Thursday, 23 June 2016

Sagas And Poul Anderson

ER Eddison influenced James Blish's After Such Knowledge Trilogy. See here. He also wrote:

"The Icelandic sagas...have another quality which they share only with a few of the great literary masterpieces of the world: the quality of vivid, unstaled and undauntable life."
-quoted in Poul Anderson, Hrolf Kraki's Saga (New York, 1973), p. i.

I have argued that "Anderson celebrates life." See here.

From Eddison's statement that the sagas share the quality of vivid life only with a few great literary masterpieces and from my argument that Anderson celebrates life, it follows that Anderson's works are among those few great literary masterpieces! Of course, I do not need to deduce a conclusion from premises written by Eddison and myself. I experience the greatness of Anderson's literary achievements by rereading and appreciating his works - and it is appropriate that those works include the retelling of Hrolf Kraki's Saga.

5 comments:

Sean M. Brooks said...

Kaor, Paul!

I agree with what Eddison said about the sagas being fully comparable to the works of great authors and how you included Poul Anderson among them.

Alas, I've tried to read Eddison's THE WORM OUROBOROS and soon gave up. I'm sure the fault is mine and I should try again.

Sir H. Rider Haggard's also tried his hand at writing sagas, such as ERIC BRIGHTEYES, which I read twice, so much did it please me.

Sean

David Birr said...

Sean:
I strongly recommend reading *The Worm Ouroboros*.
HOWEVER....
My reaction to *Worm*, at least at the end, reminds me of Sir Roger de Tourneville remarking that someone needed to give the Wersgorix a taste of the Jacquerie. (You see ... I CAN bring this back to Poul Anderson!)

L. Sprague de Camp, in *Literary Swordsmen and Sorcerers*, had the following assessment:
"Evidently, the Demon lords--the Good Guys of this novel--fight more for the fun of whacking off arms, legs, and heads than for any humanly rational objective. As for the countless casualties of this ever-recurrent war, nobody gives them a thought.
"To Eddison, apparently, war was a romantic adventure...."

And de Camp adds:
"In short, Eddison's 'great men,' even the best of them, are cruel, arrogant bullies. One may admire, in the abstract, the indomitable courage, energy, and ability of such rampant egotists. In the concrete, however, they are like the larger carnivora, best admired with a set of stout bars between them and the viewer."

Rather like the Draka....

Sean M. Brooks said...

Hi, David!

VERY interesting, these comments of yours about Eddison's THE WORM OUROBOROS. And I appreciated the Andersonian allusion!

I still have my copy of Eddison's book. And I will try again to read it.

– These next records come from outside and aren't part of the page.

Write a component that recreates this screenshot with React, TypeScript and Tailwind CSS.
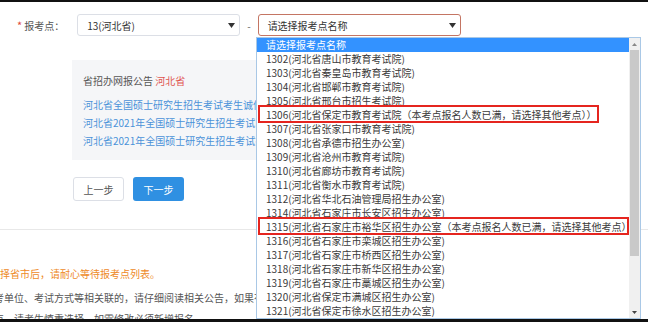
import React from "react";

const items = [
  "请选择报考点名称",
  "1302(河北省唐山市教育考试院)",
  "1303(河北省秦皇岛市教育考试院)",
  "1304(河北省邯郸市教育考试院)",
  "1305(河北省邢台市招生考试院)",
  "1306(河北省保定市教育考试院（本考点报名人数已满，请选择其他考点））",
  "1307(河北省张家口市教育考试院)",
  "1308(河北省承德市招生办公室)",
  "1309(河北省沧州市教育考试院)",
  "1310(河北省廊坊市教育考试院)",
  "1311(河北省衡水市教育考试院)",
  "1312(河北省华北石油管理局招生办公室)",
  "1314(河北省石家庄市长安区招生办公室)",
  "1315(河北省石家庄市裕华区招生办公室（本考点报名人数已满，请选择其他考点））",
  "1316(河北省石家庄市栾城区招生办公室)",
  "1317(河北省石家庄市桥西区招生办公室)",
  "1318(河北省石家庄市新华区招生办公室)",
  "1319(河北省石家庄市藁城区招生办公室)",
  "1320(河北省保定市满城区招生办公室)",
  "1321(河北省保定市徐水区招生办公室)",
];

const font = { fontFamily: '"Noto Sans CJK SC", "Noto Sans", sans-serif' };

function Caret() {
  return (
    <svg width="7" height="5" viewBox="0 0 7 5" className="shrink-0">
      <path d="M0 0 H7 L3.5 5 Z" fill="#333" />
    </svg>
  );
}

export default function App() {
  return (
    <div
      className="relative flex h-[322px] w-[648px] flex-col overflow-hidden bg-white text-[10px] text-[#333]"
      style={font}
    >
      <div className="h-[2px] shrink-0 bg-[#111]" />
      <div className="relative min-h-0 flex-1 overflow-hidden">
        {/* form row */}
        <div className="mt-[12px] flex h-[22px] items-center pl-[17px]">
          <span className="mr-[2px] text-[11px] leading-none text-[#e0493a]">*</span>
          <span className="text-[#555]">报考点：</span>
          <div className="ml-[13px] flex h-[22px] w-[163px] items-center justify-between rounded-[3px] border border-[#dcdfe6] pl-[9px] pr-[4px]">
            <span>13(河北省)</span>
            <Caret />
          </div>
          <span className="mx-[7px] text-[#666]">-</span>
          <div className="flex h-[22px] w-[203px] items-center justify-between rounded-[3px] border border-[#c47563] pl-[9px] pr-[4px]">
            <span>请选择报考点名称</span>
            <Caret />
          </div>
        </div>

        {/* notice panel */}
        <div className="ml-[72px] mt-[24px] flex h-[100px] w-[480px] flex-col bg-[#f5f6f8] pl-[11px] pt-[14px]">
          <div className="leading-[14px] text-[#555]">
            省招办网报公告 <span className="text-[#e0554f]">河北省</span>
          </div>
          <div className="mt-[10px] flex flex-col gap-[4px] whitespace-nowrap leading-[14px] text-[#4a92d8]">
            <span>河北省全国硕士研究生招生考试考生诚信考试承诺书</span>
            <span>河北省2021年全国硕士研究生招生考试网上报名公告</span>
            <span>河北省2021年全国硕士研究生招生考试报考点公告</span>
          </div>
        </div>

        {/* buttons */}
        <div className="ml-[73px] mt-[17px] flex gap-[9px]">
          <div className="flex h-[24px] w-[51px] items-center justify-center rounded-[3px] border border-[#dcdfe6] bg-white text-[#555]">
            上一步
          </div>
          <div className="flex h-[24px] w-[51px] items-center justify-center rounded-[3px] bg-[#2f90e2] text-white">
            下一步
          </div>
        </div>

        <div className="mt-[28px] h-px w-full bg-[#e8e8e8]" />

        <div className="ml-[-10px] mt-[37px] whitespace-nowrap leading-[14px] text-[#ee8a28]">
          选择省市后，请耐心等待报考点列表。
        </div>
        <div className="ml-[-6px] mt-[10px] whitespace-nowrap leading-[14px] text-[#555]">
          考单位、考试方式等相关联的，请仔细阅读相关公告，如果有
        </div>
        <div className="ml-[-6px] mt-[7px] whitespace-nowrap leading-[14px] text-[#555]">
          点，请考生慎重选择，如需修改必须新增报名
        </div>

        {/* dropdown overlay */}
        <div className="absolute left-[256px] top-[35px] flex h-[282px] w-[385px] border border-[#a9c8e6] bg-white">
          <div className="min-w-0 flex-1 overflow-hidden">
            {items.map((t, i) => (
              <div
                key={i}
                className={
                  i === 0
                    ? "h-[14px] whitespace-nowrap bg-[#3392ff] pl-[9px] leading-[14px] text-white"
                    : "h-[14px] whitespace-nowrap pl-[9px] leading-[14px] text-[#3a3a3a]"
                }
              >
                {t}
              </div>
            ))}
          </div>
          <div className="flex w-[11px] shrink-0 flex-col bg-[#f0f0f0]">
            <div className="flex h-[12px] items-center justify-center">
              <svg width="5" height="3" viewBox="0 0 5 3">
                <path d="M0 3 H5 L2.5 0 Z" fill="#888" />
              </svg>
            </div>
            <div className="mx-[1px] h-[206px] bg-[#c9c9c9]" />
            <div className="flex-1" />
            <div className="flex h-[12px] items-center justify-center">
              <svg width="5" height="3" viewBox="0 0 5 3">
                <path d="M0 0 H5 L2.5 3 Z" fill="#444" />
              </svg>
            </div>
          </div>
        </div>

        {/* red annotation boxes */}
        <div className="pointer-events-none absolute left-[258px] top-[103px] h-[18px] w-[341px] border-2 border-[#e5251f]" />
        <div className="pointer-events-none absolute left-[258px] top-[215px] h-[18px] w-[371px] border-2 border-[#e5251f]" />
      </div>
      <div className="h-[3px] shrink-0 bg-[#111]" />
    </div>
  );
}
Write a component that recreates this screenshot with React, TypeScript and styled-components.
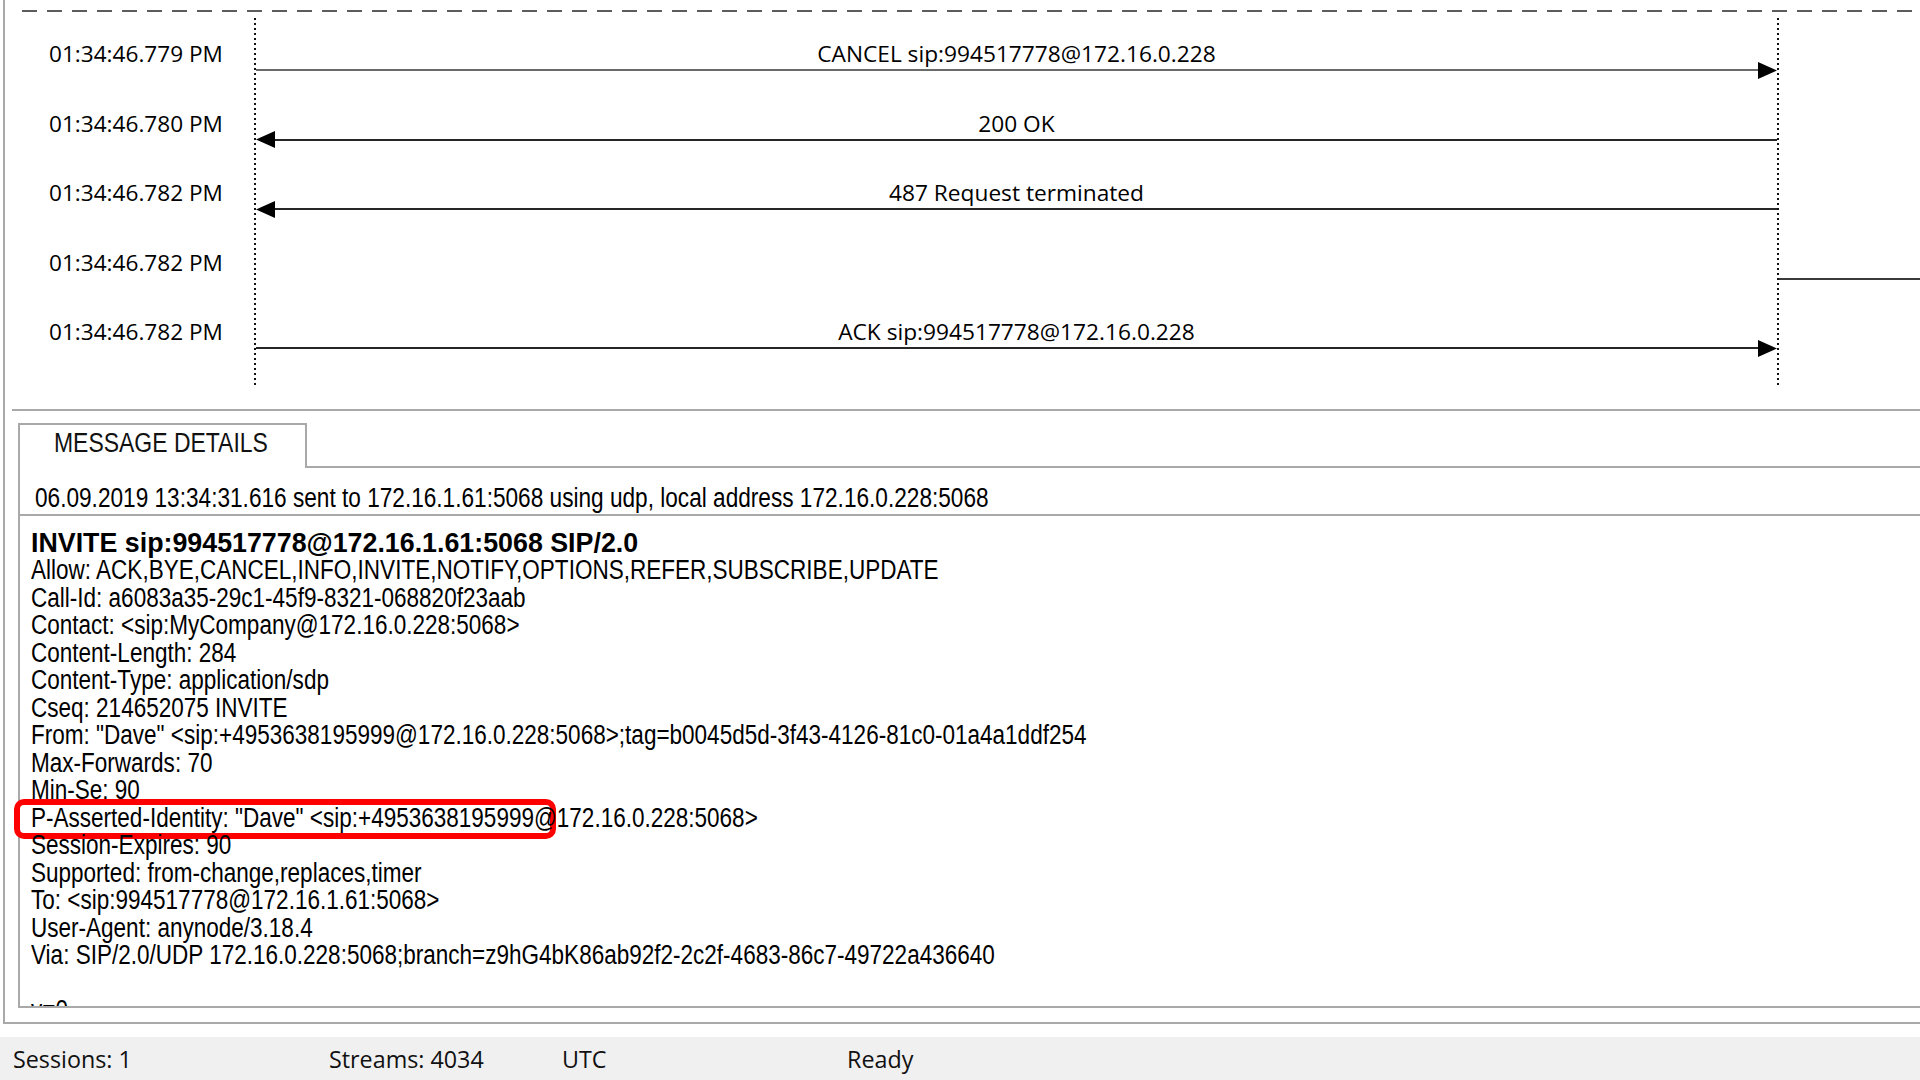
import styled, { createGlobalStyle } from "styled-components";

const GlobalStyle = createGlobalStyle`
  html, body {
    margin: 0;
    padding: 0;
    background: #ffffff;
  }
  body {
    width: 1920px;
    height: 1080px;
    overflow: hidden;
  }
`;

const uiFont = `"Open Sans", "Noto Sans", "DejaVu Sans", sans-serif`;
const textFont = `"Liberation Sans", Arial, sans-serif`;
const frameGray = "#a9a9a9";

const Page = styled.div`
  width: 1920px;
  height: 1080px;
  display: flex;
  flex-direction: column;
  background: #fff;
  overflow: hidden;
  color: #000;
`;

const Frame = styled.div`
  margin-left: 3px;
  height: 1022px;
  border-left: 2px solid ${frameGray};
  border-bottom: 2px solid ${frameGray};
  display: flex;
  flex-direction: column;
  flex-shrink: 0;
`;

const DashedRule = styled.div`
  margin: 10px 0 0 17px;
  height: 2px;
  flex-shrink: 0;
  background: repeating-linear-gradient(to right, #5c5c5c 0 15px, transparent 15px 25px);
`;

const dots = "repeating-linear-gradient(to bottom, #111 0 2px, transparent 2px 5px)";

const Sequence = styled.div`
  margin-top: 6px;
  height: 369px;
  flex-shrink: 0;
  display: flex;
  flex-direction: column;
  background-image: ${dots}, ${dots};
  background-size: 2px 100%, 2px 100%;
  background-position: 249px 0, 1772px 0;
  background-repeat: no-repeat;
`;

const Row = styled.div`
  height: 69.6px;
  flex-shrink: 0;
  display: grid;
  grid-template-columns: 249px 1525px 1fr;
`;

const Time = styled.div`
  padding: 23px 0 0 44px;
  font-family: ${uiFont};
  font-size: 22.6px;
  line-height: 26px;
  white-space: nowrap;
`;

const Message = styled.div`
  display: flex;
  flex-direction: column;
  padding-top: 23px;
`;

const Label = styled.div`
  height: 26px;
  font-family: ${uiFont};
  font-size: 22.7px;
  line-height: 26px;
  text-align: center;
  white-space: nowrap;
`;

const ArrowRow = styled.div`
  display: flex;
  align-items: center;
  height: 17px;
  margin-top: -5.5px;
  padding: 0 2px;
`;

const Shaft = styled.div<{ $muted?: boolean }>`
  flex: 1;
  height: 2px;
  background: ${(p) => (p.$muted ? "#6a6a6a" : "#262626")};
`;

const Outgoing = styled.div`
  padding-top: 51px;
`;

const OutShaft = styled.div`
  height: 2px;
  background: #3a3a3a;
`;

const Splitter = styled.div`
  margin: 22px 0 0 7px;
  height: 2px;
  flex-shrink: 0;
  background: ${frameGray};
`;

const Details = styled.div`
  margin: 12px 0 14px 13px;
  flex: 1;
  display: flex;
  flex-direction: column;
  min-height: 0;
`;

const TabStrip = styled.div`
  display: flex;
  height: 45px;
  flex-shrink: 0;
`;

const Tab = styled.div`
  width: 289px;
  box-sizing: border-box;
  border: 2px solid ${frameGray};
  border-bottom: none;
  display: flex;
  align-items: center;
  padding: 0 0 6px 34px;
  font-family: ${textFont};
  font-size: 27px;
  color: #111;
  white-space: nowrap;
`;

const TabFill = styled.div`
  flex: 1;
  border-bottom: 2px solid ${frameGray};
`;

const Panel = styled.div`
  flex: 1;
  min-height: 0;
  display: flex;
  flex-direction: column;
  border-left: 2px solid ${frameGray};
  border-bottom: 2px solid ${frameGray};
`;

const InfoRow = styled.div`
  height: 48px;
  box-sizing: border-box;
  flex-shrink: 0;
  padding: 15px 0 0 15px;
  border-bottom: 2px solid ${frameGray};
  font-family: ${textFont};
  font-size: 27px;
  line-height: 30px;
  white-space: nowrap;
`;

const Body = styled.div`
  flex: 1;
  min-height: 0;
  clip-path: inset(0 -60px 0 -60px);
  padding: 13.5px 0 0 11px;
  font-family: ${textFont};
  font-size: 27px;
  line-height: 27.5px;
`;

const Line = styled.div<{ $bold?: boolean }>`
  position: relative;
  height: 27.5px;
  white-space: pre;
  font-weight: ${(p) => (p.$bold ? 700 : 400)};
  font-size: ${(p) => (p.$bold ? "26.8px" : "27px")};
`;

// the screenshot's text face is narrow; squeeze Liberation Sans to its width
const Narrow = styled.span<{ $scale?: number }>`
  display: inline-block;
  white-space: pre;
  transform: scaleX(${(p) => p.$scale ?? 0.834});
  transform-origin: 0 50%;
`;

const Callout = styled.span`
  position: absolute;
  left: -17.5px;
  top: -6px;
  width: 542px;
  height: 40px;
  box-sizing: border-box;
  border: 6px solid #ff0000;
  border-radius: 10px;
  pointer-events: none;
`;

const StatusBar = styled.div`
  margin-top: 13px;
  height: 43px;
  flex-shrink: 0;
  display: grid;
  grid-template-columns: 316px 233px 285px 1fr;
  align-items: center;
  padding-left: 13px;
  background: #f0f0f0;
  font-family: ${uiFont};
  font-size: 23.3px;
  color: #111;
`;

const StatusItem = styled.div`
  white-space: nowrap;
`;

type Dir = "left" | "right" | "out";

const messages: { time: string; label: string; dir: Dir; muted?: boolean }[] = [
  { time: "01:34:46.779 PM", label: "CANCEL sip:994517778@172.16.0.228", dir: "right", muted: true },
  { time: "01:34:46.780 PM", label: "200 OK", dir: "left" },
  { time: "01:34:46.782 PM", label: "487 Request terminated", dir: "left" },
  { time: "01:34:46.782 PM", label: "", dir: "out" },
  { time: "01:34:46.782 PM", label: "ACK sip:994517778@172.16.0.228", dir: "right" },
];

const headers = [
  "Allow: ACK,BYE,CANCEL,INFO,INVITE,NOTIFY,OPTIONS,REFER,SUBSCRIBE,UPDATE",
  "Call-Id: a6083a35-29c1-45f9-8321-068820f23aab",
  "Contact: <sip:MyCompany@172.16.0.228:5068>",
  "Content-Length: 284",
  "Content-Type: application/sdp",
  "Cseq: 214652075 INVITE",
  'From: "Dave" <sip:+4953638195999@172.16.0.228:5068>;tag=b0045d5d-3f43-4126-81c0-01a4a1ddf254',
  "Max-Forwards: 70",
  "Min-Se: 90",
  'P-Asserted-Identity: "Dave" <sip:+4953638195999@172.16.0.228:5068>',
  "Session-Expires: 90",
  "Supported: from-change,replaces,timer",
  "To: <sip:994517778@172.16.1.61:5068>",
  "User-Agent: anynode/3.18.4",
  "Via: SIP/2.0/UDP 172.16.0.228:5068;branch=z9hG4bK86ab92f2-2c2f-4683-86c7-49722a436640",
  " ",
  "v=0",
];

function Head({ dir }: { dir: "left" | "right" }) {
  return (
    <svg width="19" height="17" viewBox="0 0 19 17">
      <path d={dir === "left" ? "M0 8.5 L19 0 L19 17 Z" : "M19 8.5 L0 0 L0 17 Z"} fill="#000" />
    </svg>
  );
}

export default function App() {
  return (
    <Page>
      <GlobalStyle />
      <Frame>
        <DashedRule />
        <Sequence>
          {messages.map((m, i) => (
            <Row key={i}>
              <Time>{m.time}</Time>
              <Message>
                <Label>{m.label}</Label>
                {m.dir !== "out" && (
                  <ArrowRow>
                    {m.dir === "left" && <Head dir="left" />}
                    <Shaft $muted={m.muted} />
                    {m.dir === "right" && <Head dir="right" />}
                  </ArrowRow>
                )}
              </Message>
              <Outgoing>{m.dir === "out" && <OutShaft />}</Outgoing>
            </Row>
          ))}
        </Sequence>
        <Splitter />
        <Details>
          <TabStrip>
            <Tab>
              <Narrow $scale={0.85}>MESSAGE DETAILS</Narrow>
            </Tab>
            <TabFill />
          </TabStrip>
          <Panel>
            <InfoRow>
              <Narrow $scale={0.838}>
                06.09.2019 13:34:31.616 sent to 172.16.1.61:5068 using udp, local address 172.16.0.228:5068
              </Narrow>
            </InfoRow>
            <Body>
              <Line $bold>INVITE sip:994517778@172.16.1.61:5068 SIP/2.0</Line>
              {headers.map((h, i) => (
                <Line key={i}>
                  {h.startsWith("P-Asserted") && <Callout />}
                  <Narrow>{h}</Narrow>
                </Line>
              ))}
            </Body>
          </Panel>
        </Details>
      </Frame>
      <StatusBar>
        <StatusItem>Sessions: 1</StatusItem>
        <StatusItem>Streams: 4034</StatusItem>
        <StatusItem>UTC</StatusItem>
        <StatusItem>Ready</StatusItem>
      </StatusBar>
    </Page>
  );
}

And L. Sprague De Camp does seem to make very sensible remarks about WORM. Esp. the bits about the pointless use of force and how his "great men" were too much like the Draka.

Sean

David Birr said...

Sean:
Well, the specific comparison to the Draka was MY interpolation. de Camp wrote his comments in 1974.

Sean M. Brooks said...

Hi, David!

Oops! That was my mistake. I should have more clearly differentiated between you and De Camp. You made the analogy to the Draka, not him.